By JIM VINES
As Vietnam-era military veterans are reaching their 60s and 70s, they are facing the inevitable. Several have undergone surgery and many more will have to do so in the future.
A cataract is an eye disease in which the normally clear lens of the eye becomes cloudy or opaque, causing a decrease in vision. The lens is important for focusing light onto the back of the eye, the retina, so that images appear clear and without distortion and the clouding of this lens during cataract formation distorts the vision.
Cataracts are usually a very gradual process of normal aging but can occasionally develop rapidly. They commonly affect both eyes, but it is not uncommon for a cataract in one eye to advance more rapidly. Precisely why cataracts occur is unknown, however, most cataracts appear to be caused by changes in the protein structures within the lens that occur over many years and cause the lens to become cloudy.
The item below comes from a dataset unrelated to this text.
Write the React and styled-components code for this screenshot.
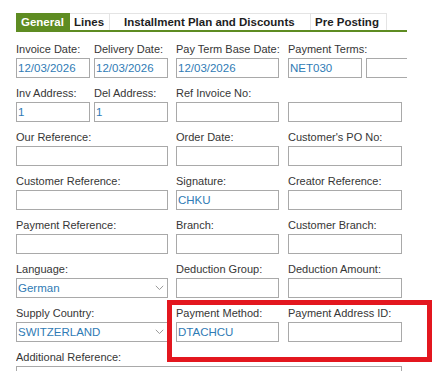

The standard cataract surgical procedure is performed in a hospital or in an ambulatory surgery center on an outpatient basis. The most common form of cataract surgery today involves a process called phacoemulsification.
With the use of an operating microscope, the surgeon will make a very small incision in the surface of the eye in or near the cornea. A thin ultrasound probe, which is often confused with a laser by patients, is inserted into the eye and uses ultrasonic vibrations to dissolve emulsify the clouded lens. These tiny fragmented pieces are then suctioned out through the same ultrasound probe.
Once the cataract is removed, an artificial lens is placed into the thin capsular bag that the cataract previously occupied. This lens is essential in helping the eye focus after surgery. Most cataract surgery is done with only minimal sedation without having to put the patient to sleep. Numbing drops and an injection around the eye will be used to decrease sensation of the eye.